6. We are afraid to trust others: Even when we find the person who would never betray our trust, we are afraid to show ourselves for who we are and what we feel. This does not allow us to experience in the right way many beautiful occasions but it is hard to open up and let go when our wounds still hurt.
7. We often think that we will fall short; It happens very frequently that we blame ourselves for something that has gone wrong in a friendship or love relationship. We think that we are the problem and that we are incapable of maintaining any kind of relationship. We must strive to remember that often the end of a relationship is the "fault" of both parties.
8. We do not lose hope; Now matter how much we have been through, if there is still something that makes us proud of who we are as a person, it is the fact that we still have hope for the future. Others would have already thrown in the towel, but we are still confident that those negative people we have met are only a small part of the human beings who exist in the world.
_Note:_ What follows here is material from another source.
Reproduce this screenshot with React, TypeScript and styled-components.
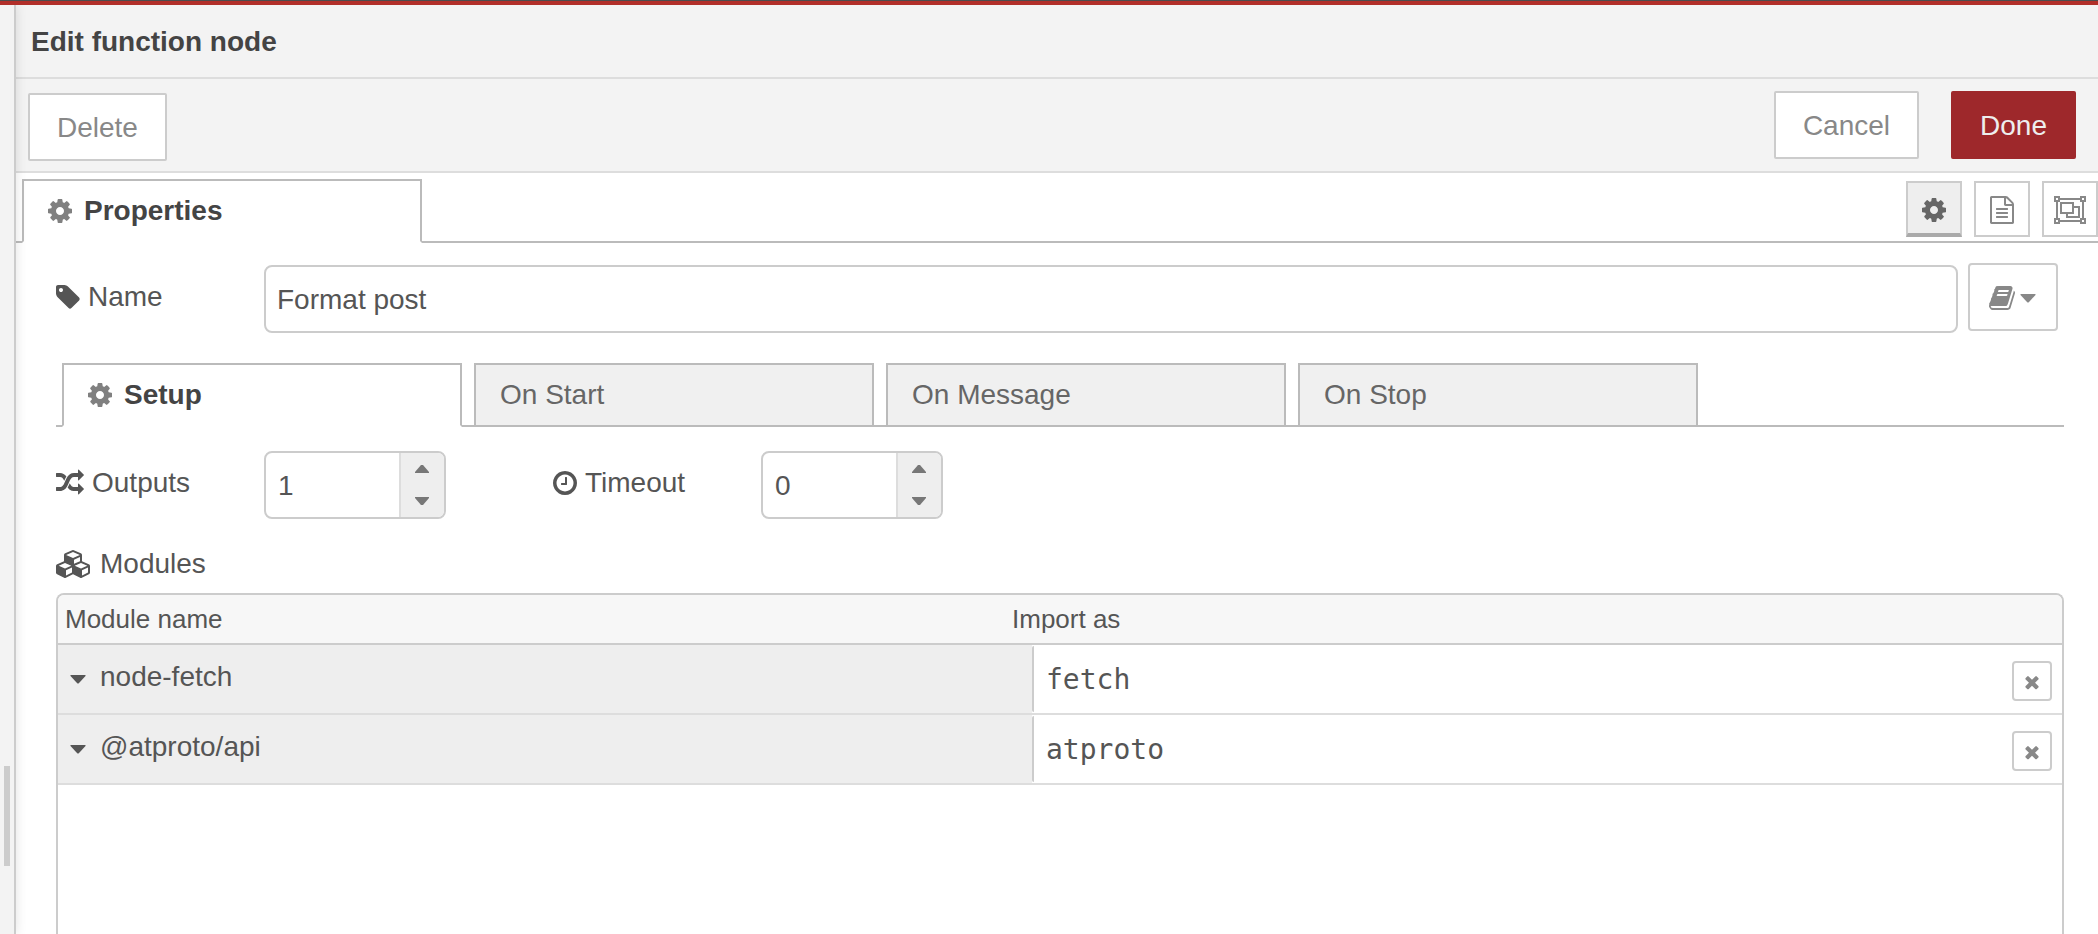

9. We are cautious for good reasons; People tell us that we should let go more and that all we need to do is just be positive to have positive experiences. Unfortunately, we know that is not always the case. From the past, we have realized that being cautious is not harmful and that if something is meant to be good, then it will also turn out well with a little more time.
10. We have a lot, an awful lot to offer to people: Even though sometimes, we are cautious and cold, still we look forward to being able to offer to those who deserve it, everything good that we can give. We have not lost the ability to fall crazily in love, to live a wonderful fairy tale; precisely because we have known suffering, now we know how wonderful it is to be able to let ourselves go, embraced by people who truly care about us.